### LISTED ENTRIES

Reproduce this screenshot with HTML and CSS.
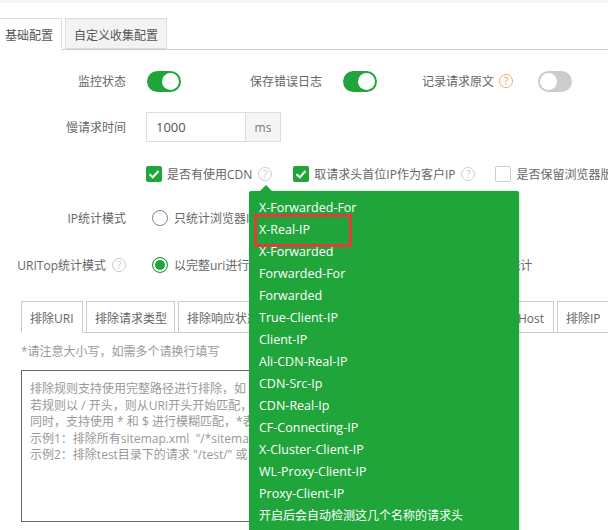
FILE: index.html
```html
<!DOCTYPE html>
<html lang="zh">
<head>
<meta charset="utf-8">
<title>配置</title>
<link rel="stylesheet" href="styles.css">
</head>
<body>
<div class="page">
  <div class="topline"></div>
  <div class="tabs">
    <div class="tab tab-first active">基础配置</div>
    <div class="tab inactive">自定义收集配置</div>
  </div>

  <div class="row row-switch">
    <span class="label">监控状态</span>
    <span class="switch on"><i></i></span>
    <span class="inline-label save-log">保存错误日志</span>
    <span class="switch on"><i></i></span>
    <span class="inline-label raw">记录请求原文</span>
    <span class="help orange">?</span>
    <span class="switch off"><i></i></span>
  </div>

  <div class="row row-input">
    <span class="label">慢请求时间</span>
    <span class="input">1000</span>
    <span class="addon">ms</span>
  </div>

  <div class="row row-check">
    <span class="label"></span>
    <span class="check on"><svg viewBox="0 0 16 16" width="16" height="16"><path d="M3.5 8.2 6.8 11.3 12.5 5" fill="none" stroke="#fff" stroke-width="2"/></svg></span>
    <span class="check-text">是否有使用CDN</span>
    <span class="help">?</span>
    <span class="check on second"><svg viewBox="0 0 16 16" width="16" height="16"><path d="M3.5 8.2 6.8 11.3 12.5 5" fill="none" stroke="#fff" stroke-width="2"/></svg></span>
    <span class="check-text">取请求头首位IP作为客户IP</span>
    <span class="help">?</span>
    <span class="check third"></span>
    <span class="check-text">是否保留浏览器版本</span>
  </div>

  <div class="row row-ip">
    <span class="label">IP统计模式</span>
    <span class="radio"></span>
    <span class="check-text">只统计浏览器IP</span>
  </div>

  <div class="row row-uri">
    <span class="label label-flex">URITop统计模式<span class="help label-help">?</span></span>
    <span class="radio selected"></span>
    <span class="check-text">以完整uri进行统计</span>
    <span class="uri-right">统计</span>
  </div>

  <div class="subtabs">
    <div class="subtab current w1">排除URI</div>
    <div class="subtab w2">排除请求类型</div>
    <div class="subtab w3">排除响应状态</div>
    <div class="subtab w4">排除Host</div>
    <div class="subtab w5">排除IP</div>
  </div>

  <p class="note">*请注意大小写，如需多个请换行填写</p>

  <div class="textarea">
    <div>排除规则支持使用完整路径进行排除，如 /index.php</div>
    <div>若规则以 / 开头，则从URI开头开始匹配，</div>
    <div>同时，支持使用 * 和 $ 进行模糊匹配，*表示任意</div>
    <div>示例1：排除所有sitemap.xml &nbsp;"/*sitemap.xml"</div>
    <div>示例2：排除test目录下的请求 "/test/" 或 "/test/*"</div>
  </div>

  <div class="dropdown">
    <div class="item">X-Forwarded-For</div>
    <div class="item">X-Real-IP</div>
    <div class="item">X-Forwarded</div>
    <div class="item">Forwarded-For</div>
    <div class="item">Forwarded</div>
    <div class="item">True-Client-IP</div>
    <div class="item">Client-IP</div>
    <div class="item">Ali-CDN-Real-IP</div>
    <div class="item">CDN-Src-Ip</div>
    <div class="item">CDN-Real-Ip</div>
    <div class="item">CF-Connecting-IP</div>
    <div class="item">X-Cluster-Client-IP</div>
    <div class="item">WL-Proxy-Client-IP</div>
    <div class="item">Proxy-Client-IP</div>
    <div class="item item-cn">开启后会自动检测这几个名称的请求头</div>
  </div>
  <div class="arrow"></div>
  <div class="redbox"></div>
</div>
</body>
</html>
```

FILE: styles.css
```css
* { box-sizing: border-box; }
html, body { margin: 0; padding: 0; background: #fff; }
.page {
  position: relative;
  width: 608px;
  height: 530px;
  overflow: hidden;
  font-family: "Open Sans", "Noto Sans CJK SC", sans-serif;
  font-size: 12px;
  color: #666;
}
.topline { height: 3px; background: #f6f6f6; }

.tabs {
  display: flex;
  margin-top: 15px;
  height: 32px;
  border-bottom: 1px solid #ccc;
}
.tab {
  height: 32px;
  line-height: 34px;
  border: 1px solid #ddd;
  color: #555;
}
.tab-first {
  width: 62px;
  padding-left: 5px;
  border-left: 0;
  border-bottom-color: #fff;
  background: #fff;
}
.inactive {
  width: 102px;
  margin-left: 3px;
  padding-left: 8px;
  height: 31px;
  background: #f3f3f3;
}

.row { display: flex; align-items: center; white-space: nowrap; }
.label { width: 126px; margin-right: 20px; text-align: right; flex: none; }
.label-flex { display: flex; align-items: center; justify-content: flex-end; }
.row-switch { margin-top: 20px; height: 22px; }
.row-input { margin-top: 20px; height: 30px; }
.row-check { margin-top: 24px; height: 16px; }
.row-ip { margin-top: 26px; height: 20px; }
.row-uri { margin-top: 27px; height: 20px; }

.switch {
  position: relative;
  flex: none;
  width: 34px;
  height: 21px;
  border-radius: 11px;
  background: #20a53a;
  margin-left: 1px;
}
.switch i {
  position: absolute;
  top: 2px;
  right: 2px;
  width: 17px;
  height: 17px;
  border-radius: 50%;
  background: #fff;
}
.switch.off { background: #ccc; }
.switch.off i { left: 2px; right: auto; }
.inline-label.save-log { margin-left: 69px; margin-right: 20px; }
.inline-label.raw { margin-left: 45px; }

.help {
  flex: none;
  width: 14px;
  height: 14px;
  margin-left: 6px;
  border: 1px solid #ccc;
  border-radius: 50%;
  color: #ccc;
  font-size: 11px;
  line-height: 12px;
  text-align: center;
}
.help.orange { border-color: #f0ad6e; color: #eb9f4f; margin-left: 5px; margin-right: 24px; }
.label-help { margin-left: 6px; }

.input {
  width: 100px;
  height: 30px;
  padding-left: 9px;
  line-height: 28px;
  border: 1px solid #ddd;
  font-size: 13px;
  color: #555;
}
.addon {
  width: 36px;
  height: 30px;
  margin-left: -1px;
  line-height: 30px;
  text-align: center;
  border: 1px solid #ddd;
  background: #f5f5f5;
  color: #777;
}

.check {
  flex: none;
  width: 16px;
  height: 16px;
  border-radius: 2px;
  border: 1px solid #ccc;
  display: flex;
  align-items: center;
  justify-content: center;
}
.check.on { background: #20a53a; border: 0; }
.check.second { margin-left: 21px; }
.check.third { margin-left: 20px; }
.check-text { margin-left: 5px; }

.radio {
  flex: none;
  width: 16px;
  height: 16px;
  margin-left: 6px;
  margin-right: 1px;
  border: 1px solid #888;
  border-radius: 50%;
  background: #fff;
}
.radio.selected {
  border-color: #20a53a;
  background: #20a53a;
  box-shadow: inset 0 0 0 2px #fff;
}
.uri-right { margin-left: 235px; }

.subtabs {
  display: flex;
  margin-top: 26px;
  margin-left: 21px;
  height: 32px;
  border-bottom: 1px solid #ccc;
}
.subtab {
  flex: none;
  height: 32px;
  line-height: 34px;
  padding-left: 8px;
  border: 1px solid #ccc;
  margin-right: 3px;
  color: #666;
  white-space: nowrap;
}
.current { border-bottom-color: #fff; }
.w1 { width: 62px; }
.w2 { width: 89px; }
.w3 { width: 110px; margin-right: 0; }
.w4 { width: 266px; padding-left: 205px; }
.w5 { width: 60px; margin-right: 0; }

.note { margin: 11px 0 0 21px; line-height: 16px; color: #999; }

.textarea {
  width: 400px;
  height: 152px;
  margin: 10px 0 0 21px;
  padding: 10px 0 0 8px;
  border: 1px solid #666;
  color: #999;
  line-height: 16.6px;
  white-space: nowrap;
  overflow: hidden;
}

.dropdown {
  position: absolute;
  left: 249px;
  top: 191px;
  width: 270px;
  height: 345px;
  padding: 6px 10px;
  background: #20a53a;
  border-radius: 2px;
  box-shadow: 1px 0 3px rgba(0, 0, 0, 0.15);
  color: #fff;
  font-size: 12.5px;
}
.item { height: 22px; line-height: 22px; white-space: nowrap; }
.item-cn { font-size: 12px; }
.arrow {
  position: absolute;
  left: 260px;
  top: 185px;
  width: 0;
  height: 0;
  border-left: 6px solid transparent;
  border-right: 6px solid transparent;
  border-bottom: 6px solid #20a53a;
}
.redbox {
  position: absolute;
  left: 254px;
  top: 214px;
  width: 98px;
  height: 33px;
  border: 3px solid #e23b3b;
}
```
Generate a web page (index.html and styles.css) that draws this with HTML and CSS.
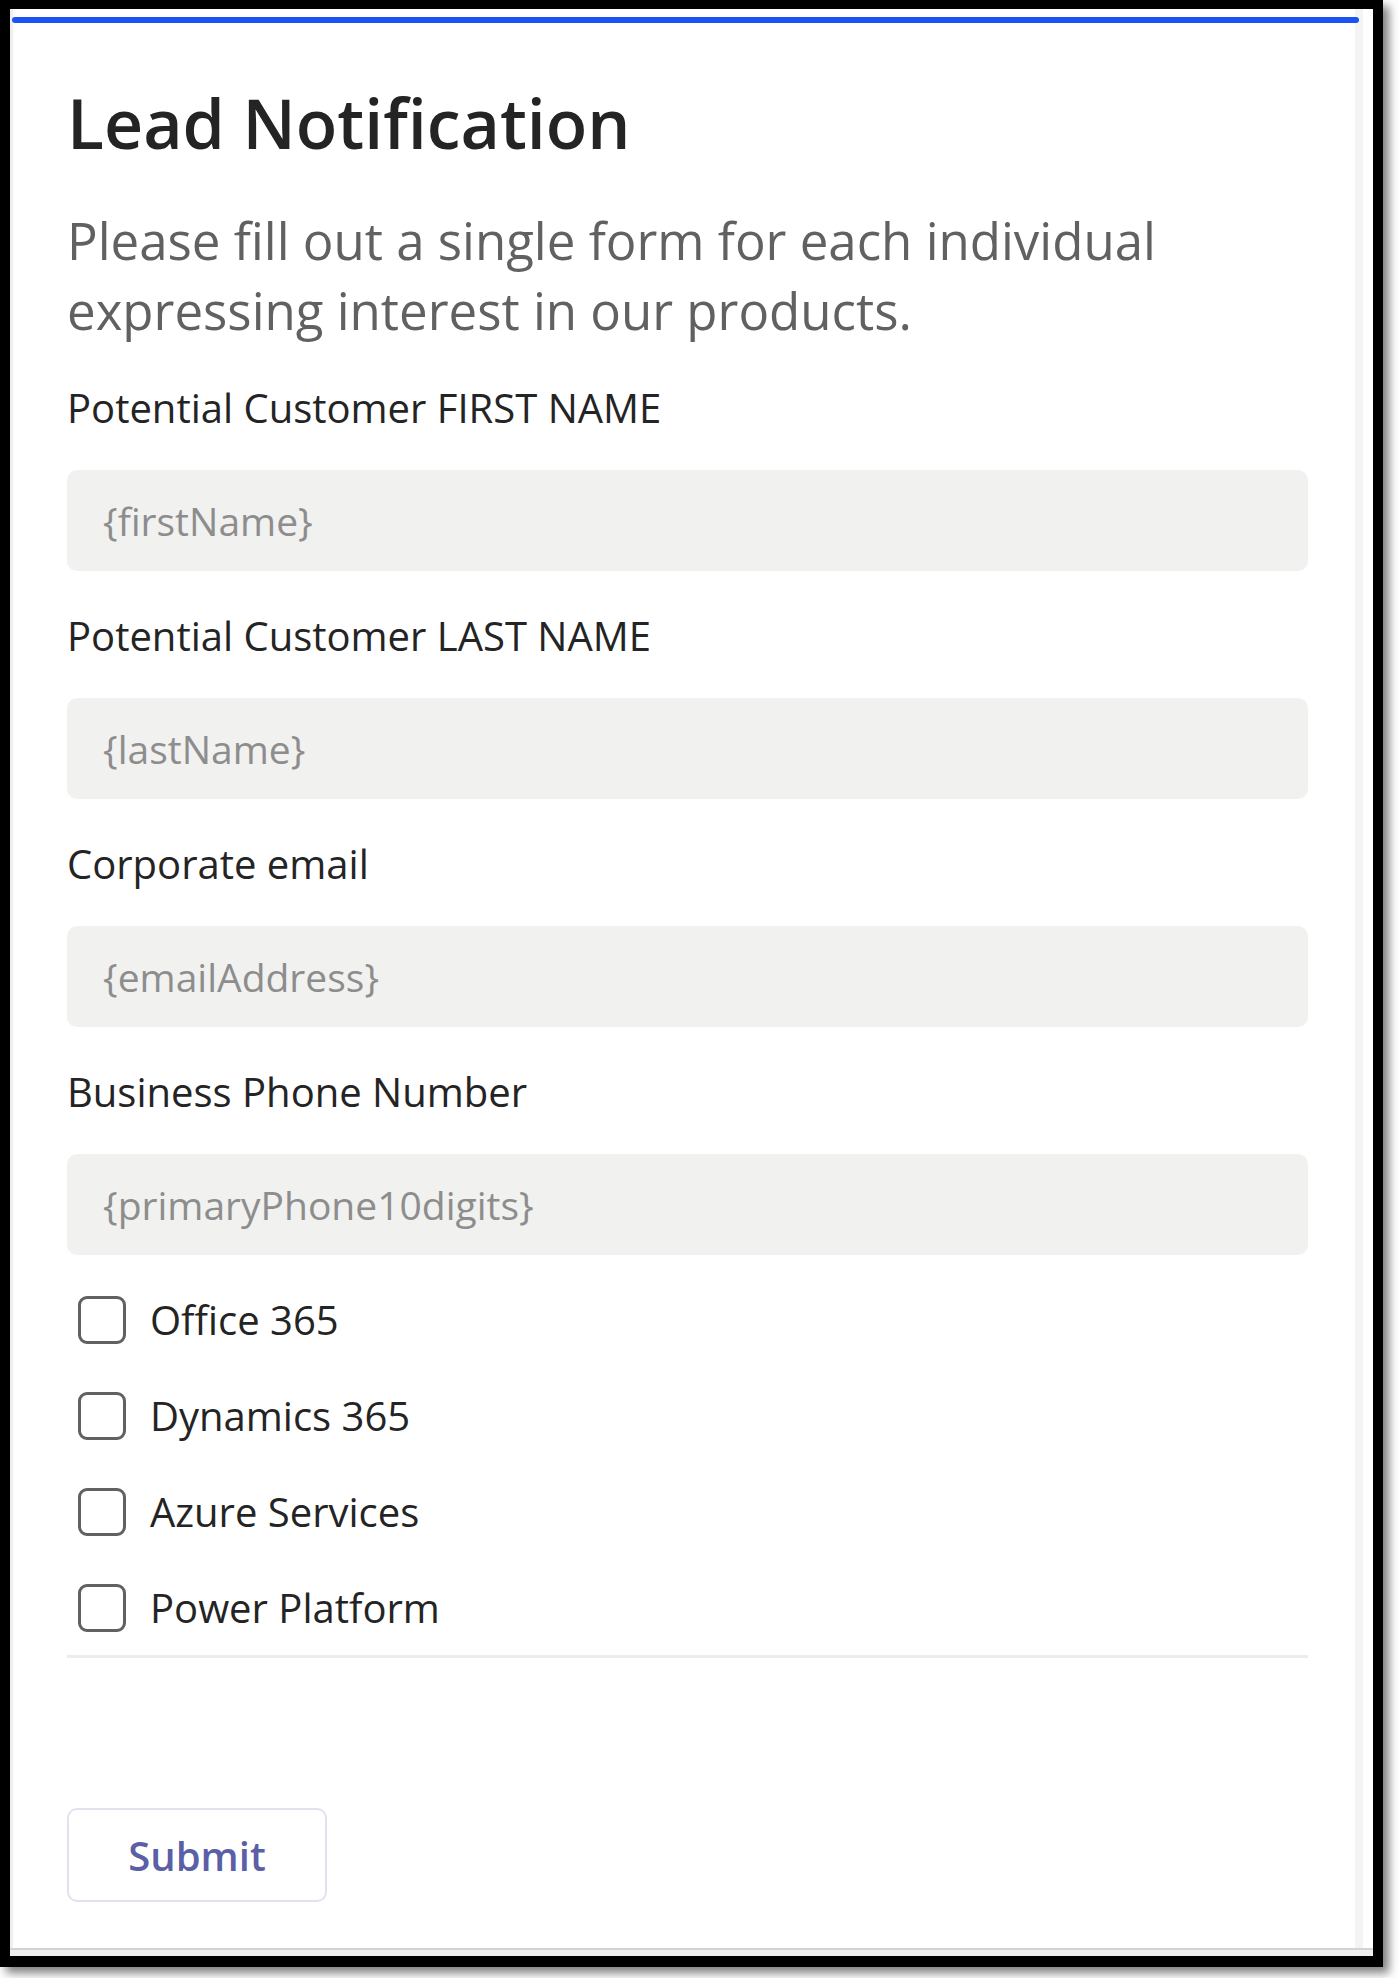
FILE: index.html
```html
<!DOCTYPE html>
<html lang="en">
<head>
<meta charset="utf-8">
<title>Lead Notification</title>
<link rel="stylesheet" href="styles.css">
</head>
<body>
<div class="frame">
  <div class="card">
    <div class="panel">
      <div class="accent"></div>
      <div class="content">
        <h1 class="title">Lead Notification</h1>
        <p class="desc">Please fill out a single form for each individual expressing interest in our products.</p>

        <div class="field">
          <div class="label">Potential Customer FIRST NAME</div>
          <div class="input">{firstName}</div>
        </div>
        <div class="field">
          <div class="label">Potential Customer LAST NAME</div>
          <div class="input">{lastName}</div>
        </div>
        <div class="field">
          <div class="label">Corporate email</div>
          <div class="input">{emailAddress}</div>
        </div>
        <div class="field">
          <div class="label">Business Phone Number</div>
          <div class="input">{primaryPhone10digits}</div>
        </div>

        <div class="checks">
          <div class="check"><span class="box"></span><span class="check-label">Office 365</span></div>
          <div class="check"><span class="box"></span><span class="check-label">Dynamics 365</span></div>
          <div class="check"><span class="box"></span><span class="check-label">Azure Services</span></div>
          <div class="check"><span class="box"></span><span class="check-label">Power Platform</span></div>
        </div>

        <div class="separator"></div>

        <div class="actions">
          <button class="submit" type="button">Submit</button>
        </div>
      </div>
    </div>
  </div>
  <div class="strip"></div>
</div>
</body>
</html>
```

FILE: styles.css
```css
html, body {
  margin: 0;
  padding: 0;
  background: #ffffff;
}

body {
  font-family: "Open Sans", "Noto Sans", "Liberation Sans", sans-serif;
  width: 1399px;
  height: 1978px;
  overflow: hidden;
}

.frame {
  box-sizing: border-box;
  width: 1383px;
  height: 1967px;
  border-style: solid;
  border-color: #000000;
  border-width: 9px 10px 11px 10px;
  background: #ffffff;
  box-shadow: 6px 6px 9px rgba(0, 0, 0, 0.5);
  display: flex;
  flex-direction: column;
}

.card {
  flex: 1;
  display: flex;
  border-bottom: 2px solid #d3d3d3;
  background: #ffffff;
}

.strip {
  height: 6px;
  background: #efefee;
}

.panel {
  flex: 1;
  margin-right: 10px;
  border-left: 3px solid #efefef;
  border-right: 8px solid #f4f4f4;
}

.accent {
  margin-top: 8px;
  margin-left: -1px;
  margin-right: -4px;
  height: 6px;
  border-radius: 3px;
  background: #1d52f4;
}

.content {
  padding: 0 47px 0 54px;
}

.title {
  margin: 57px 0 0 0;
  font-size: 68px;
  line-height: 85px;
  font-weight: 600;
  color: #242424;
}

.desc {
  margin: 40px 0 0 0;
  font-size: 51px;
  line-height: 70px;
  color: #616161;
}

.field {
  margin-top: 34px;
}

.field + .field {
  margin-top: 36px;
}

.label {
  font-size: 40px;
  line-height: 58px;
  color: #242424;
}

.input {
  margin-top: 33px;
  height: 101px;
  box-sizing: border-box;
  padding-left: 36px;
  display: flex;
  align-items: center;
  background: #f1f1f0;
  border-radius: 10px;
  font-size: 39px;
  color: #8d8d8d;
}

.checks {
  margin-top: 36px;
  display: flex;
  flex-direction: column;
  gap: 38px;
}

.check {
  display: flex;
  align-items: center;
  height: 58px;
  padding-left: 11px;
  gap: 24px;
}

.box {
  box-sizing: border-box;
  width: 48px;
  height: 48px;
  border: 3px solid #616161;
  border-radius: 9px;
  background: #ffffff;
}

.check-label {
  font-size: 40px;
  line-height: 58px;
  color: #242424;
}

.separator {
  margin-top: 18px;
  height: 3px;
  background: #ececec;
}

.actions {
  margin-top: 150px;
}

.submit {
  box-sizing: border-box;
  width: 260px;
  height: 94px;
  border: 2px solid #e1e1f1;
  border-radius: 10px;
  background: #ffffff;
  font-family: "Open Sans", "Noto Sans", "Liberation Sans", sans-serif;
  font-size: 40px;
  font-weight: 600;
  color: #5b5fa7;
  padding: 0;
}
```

######

THE REQUEST:
Go through the entries above and copy every line containing "with".

WRITTEN SOLUTION:
Reproduce this screenshot with HTML and CSS.
Generate a web page (index.html and styles.css) that draws this with HTML and CSS.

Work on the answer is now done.